* [Stored data]:
%%
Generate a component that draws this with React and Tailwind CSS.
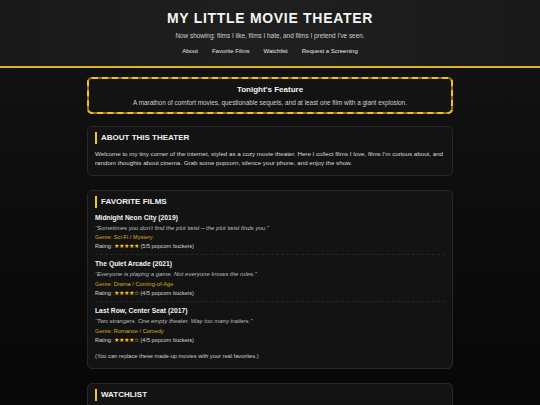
%%
%%
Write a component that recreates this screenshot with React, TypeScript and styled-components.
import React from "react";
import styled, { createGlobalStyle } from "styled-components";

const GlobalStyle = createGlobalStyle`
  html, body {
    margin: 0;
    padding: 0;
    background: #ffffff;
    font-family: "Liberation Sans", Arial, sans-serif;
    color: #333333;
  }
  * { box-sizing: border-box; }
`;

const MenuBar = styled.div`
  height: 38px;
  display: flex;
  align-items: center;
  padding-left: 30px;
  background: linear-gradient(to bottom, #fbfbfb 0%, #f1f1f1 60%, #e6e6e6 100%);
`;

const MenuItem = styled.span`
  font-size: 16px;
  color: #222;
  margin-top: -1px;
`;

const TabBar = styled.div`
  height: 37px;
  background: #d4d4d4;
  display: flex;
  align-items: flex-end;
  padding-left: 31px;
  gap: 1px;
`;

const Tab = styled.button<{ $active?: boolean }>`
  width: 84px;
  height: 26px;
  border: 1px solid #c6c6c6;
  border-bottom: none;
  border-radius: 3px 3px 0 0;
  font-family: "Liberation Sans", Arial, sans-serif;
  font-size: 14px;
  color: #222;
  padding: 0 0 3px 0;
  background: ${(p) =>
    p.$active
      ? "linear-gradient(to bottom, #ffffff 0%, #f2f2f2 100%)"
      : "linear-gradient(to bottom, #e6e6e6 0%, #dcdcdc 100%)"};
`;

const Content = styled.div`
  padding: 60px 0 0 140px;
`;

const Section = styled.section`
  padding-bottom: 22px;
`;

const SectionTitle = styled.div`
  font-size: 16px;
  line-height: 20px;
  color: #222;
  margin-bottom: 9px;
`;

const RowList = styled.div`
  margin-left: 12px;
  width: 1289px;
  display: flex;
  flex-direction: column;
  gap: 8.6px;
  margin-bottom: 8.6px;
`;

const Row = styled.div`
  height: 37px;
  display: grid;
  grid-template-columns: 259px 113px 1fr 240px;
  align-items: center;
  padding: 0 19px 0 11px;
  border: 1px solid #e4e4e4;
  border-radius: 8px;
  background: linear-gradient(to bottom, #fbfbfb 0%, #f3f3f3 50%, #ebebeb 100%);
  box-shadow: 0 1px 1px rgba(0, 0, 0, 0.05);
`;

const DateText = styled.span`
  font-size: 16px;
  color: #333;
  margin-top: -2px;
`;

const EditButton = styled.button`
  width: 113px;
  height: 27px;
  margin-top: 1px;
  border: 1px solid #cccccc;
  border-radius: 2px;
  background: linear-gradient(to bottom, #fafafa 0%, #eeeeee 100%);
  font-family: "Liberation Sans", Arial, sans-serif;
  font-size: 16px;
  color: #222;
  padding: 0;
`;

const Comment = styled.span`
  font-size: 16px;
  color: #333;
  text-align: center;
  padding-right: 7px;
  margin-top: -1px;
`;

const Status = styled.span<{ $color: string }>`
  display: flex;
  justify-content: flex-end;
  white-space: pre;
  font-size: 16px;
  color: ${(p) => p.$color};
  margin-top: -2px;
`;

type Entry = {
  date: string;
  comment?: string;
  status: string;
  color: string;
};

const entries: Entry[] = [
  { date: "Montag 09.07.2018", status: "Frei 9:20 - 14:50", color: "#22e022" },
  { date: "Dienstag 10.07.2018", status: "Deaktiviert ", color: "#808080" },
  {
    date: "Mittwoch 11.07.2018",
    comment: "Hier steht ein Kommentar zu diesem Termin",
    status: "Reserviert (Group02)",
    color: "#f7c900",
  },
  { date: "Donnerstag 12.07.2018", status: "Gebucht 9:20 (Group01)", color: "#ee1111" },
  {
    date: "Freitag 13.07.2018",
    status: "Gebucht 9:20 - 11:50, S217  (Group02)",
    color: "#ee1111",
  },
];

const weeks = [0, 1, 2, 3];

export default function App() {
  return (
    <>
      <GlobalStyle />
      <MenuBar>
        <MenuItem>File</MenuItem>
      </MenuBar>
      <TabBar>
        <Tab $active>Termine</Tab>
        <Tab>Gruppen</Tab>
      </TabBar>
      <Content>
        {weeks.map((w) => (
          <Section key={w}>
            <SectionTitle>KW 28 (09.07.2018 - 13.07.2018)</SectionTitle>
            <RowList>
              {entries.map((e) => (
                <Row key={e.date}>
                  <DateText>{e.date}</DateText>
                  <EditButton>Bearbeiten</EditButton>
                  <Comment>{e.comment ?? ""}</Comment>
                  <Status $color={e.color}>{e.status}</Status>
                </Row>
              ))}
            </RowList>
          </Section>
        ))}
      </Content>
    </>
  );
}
%%
* [Task brief]: Show every line above in which the word "components" occurs.

* [Full response]:
Write a component that recreates this screenshot with React, TypeScript and styled-components.
import styled, { createGlobalStyle } from "styled-components";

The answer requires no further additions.